Health Policy and Systems
Development and Psychometric Exploration of the Professional Practice Environment Assessment Scale
Version of Record online: 19 SEP 2011
© 2011 Sigma Theta Tau International
Journal of Nursing Scholarship
Volume 43, Issue 4, pages 421–425, December 2011
How to Cite
Siedlecki, S. L. and Hixson, E. D. (2011), Development and Psychometric Exploration of the Professional Practice Environment Assessment Scale. Journal of Nursing Scholarship, 43: 421–425. doi: 10.1111/j.1547-5069.2011.01414.x
- Issue online: 28 NOV 2011
- Version of Record online: 19 SEP 2011
- Accepted June 1, 2011
Purpose: Development of the Professional Practice Environment Assessment Scale (PPEAS) was based on the assumptions that a positive professional practice environment is more than and different from the absence of negative, abusive, or disrespectful behaviors by physicians; a positive professional practice environment improves patient outcomes as well as nurse and physician satisfaction; and a positive professional practice environment is characterized by mutual respect, understanding of roles, collaborative decision making, effective communication, and beliefs in the importance of nurse-physician relationships on patient outcomes. The PPEAS is intended as both a research tool and a method of assessing and monitoring changes in an organization's professional practice environment as it relates specifically to the impact the nurse and physician relationship has on the professional practice environment. The purpose of this study was to examine the psychometric properties of the PPEAS and determine if it was a valid and reliable instrument for assessing the positive attributes of the professional practice environment.
Design: A large acute care facility in the Midwestern section of the United States provided the setting for this psychometric study. The sample (N= 1,332) consisted of 801 nurses and 531 physicians.
Methods: Psychometric examination, which included principal component analysis with varimax rotation and assessment of internal consistency, was conducted to validate the reliability and validity of the PPEAS.
Findings: Analysis identified a four-factor solution. The four factors were classified as positive physician characteristics (five items), positive nurse characteristics (three items), collaborative decision making (two items), and positive beliefs in the value of the nurse-physician relationship (three items).

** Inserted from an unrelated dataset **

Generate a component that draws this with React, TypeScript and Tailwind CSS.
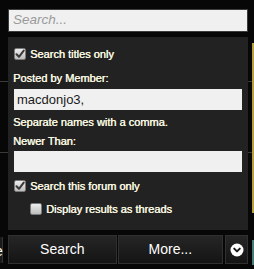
import React from "react";

function Box({ checked }: { checked: boolean }) {
  return (
    <div className="w-[12px] h-[12px] shrink-0 rounded-[2px] border border-[#7a7a7a] bg-gradient-to-b from-[#eeeeee] to-[#bdbdbd] flex items-center justify-center">
      {checked && (
        <svg width="10" height="10" viewBox="0 0 10 10">
          <path d="M1.5 5.2 L4 7.8 L8.7 1.6" fill="none" stroke="#3a3a3a" strokeWidth="2" strokeLinecap="round" strokeLinejoin="round" />
        </svg>
      )}
    </div>
  );
}

const txt = "text-[11px] leading-[13px] text-[#f8f8e0] [text-shadow:0.4px_0_0_#f8f8e0]";

export default function App() {
  return (
    <div className="relative w-[254px] h-[269px] bg-[#070707] overflow-hidden [font-family:'Liberation_Sans',Arial,sans-serif]">
      {/* background fragments */}
      <div className="absolute left-0 top-[81px] w-[8px] h-px bg-[#3a3a3a]" />
      <div className="absolute right-0 top-[81px] w-[6px] h-px bg-[#3a3a3a]" />
      <div className="absolute left-0 top-[152px] w-[8px] h-px bg-[#3a3a3a]" />
      <div className="absolute right-0 top-[152px] w-[6px] h-px bg-[#3a3a3a]" />
      <div className="absolute right-0 top-[43px] w-[2px] h-[170px] bg-[#b8a040]" />
      <div className="absolute right-0 top-[240px] w-[2px] h-[25px] bg-[#4a7a78]" />
      <div className="absolute left-0 top-[237px] w-[3px] h-[26px] bg-[#1a1a1a] border-r border-[#333]" />
      <div className="absolute left-[-5px] top-[241px] text-[14px] text-white">e</div>

      <div className="relative flex flex-col pl-[8px] pt-[9px] w-[248px]">
        <div className="h-[23px] bg-[#f0f0f0] border border-[#3c3c3c] flex items-center pl-[4px]">
          <span className="text-[13.5px] italic text-[#9a9a9a]">Search...</span>
        </div>

        <div className="mt-[5px] bg-[#222222] h-[193px] flex flex-col px-[6px] pt-[10px]">
          <div className="flex items-center gap-[4px] h-[13px]">
            <Box checked />
            <span className={txt + " pt-[2px]"}>Search titles only</span>
          </div>

          <div className={txt + " mt-[12px] -ml-[1px]"}>Posted by Member:</div>

          <div className="mt-[4px] h-[21px] bg-[#f0f0f0] flex items-center pl-[3px]">
            <span className="text-[13px] text-[#1a1a1a]">macdonjo3,</span>
          </div>

          <div className={txt + " mt-[6px] -ml-[1px]"}>Separate names with a comma.</div>
          <div className={txt + " mt-[6px] -ml-[1px]"}>Newer Than:</div>

          <div className="mt-[3px] h-[21px] bg-[#f0f0f0]" />

          <div className="flex items-center gap-[4px] h-[13px] mt-[7px]">
            <Box checked />
            <span className={txt + " pt-[2px]"}>Search this forum only</span>
          </div>

          <div className="flex items-center gap-[4px] h-[13px] mt-[10px] pl-[16px]">
            <Box checked={false} />
            <span className={txt + " pt-[2px]"}>Display results as threads</span>
          </div>
        </div>

        <div className="mt-[5px] flex h-[29px] gap-[1px]">
          <div className="w-[109px] border border-[#303030] bg-gradient-to-b from-[#262626] to-[#141414] flex items-center justify-center text-[14px] text-white">
            Search
          </div>
          <div className="w-[106px] border border-[#303030] bg-gradient-to-b from-[#262626] to-[#141414] flex items-center justify-center text-[14px] text-white">
            More...
          </div>
          <div className="ml-[1px] w-[23px] border border-[#303030] bg-gradient-to-b from-[#262626] to-[#141414] flex items-center justify-center">
            <svg width="14" height="14" viewBox="0 0 14 14">
              <circle cx="7" cy="7" r="6.5" fill="#ffffff" />
              <path d="M4.2 5.6 L7 8.4 L9.8 5.6" fill="none" stroke="#1a1a1a" strokeWidth="2" strokeLinecap="round" strokeLinejoin="round" />
            </svg>
          </div>
        </div>
      </div>
    </div>
  );
}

Cronbach's α for the entire scale was .86, with subscales ranging from .73 to .89.
Conclusions: Findings from this analysis support our model and provide evidence of the usefulness of this scale for assessing the presence of a positive professional practice environment. Using the total score, organizations can examine the status of their professional practice environment and examine changes in the environment over time. Subscale analysis can identify specific areas where the organization performs well and those areas in need of improvement.
Clinical Relevance: The professional practice environment has been implicated as a variable that impacts patient outcomes. The absence of negative physician behaviors is an inadequate measure for assessing the positive attributes of the professional practice environment. Instruments for assessing the professional practice environment typically looked at the presence of negative physician behaviors or examined a single aspect of the nurse-physician relationship. This article provides a theoretical framework that can be used to guide both practice and research. The PPEAS was developed within a theoretical framework that can be adapted to a variety of settings, cultures, and countries. The PPEAS is a valid and reliable instrument that can be used to assess the professional practice environment in a variety of settings.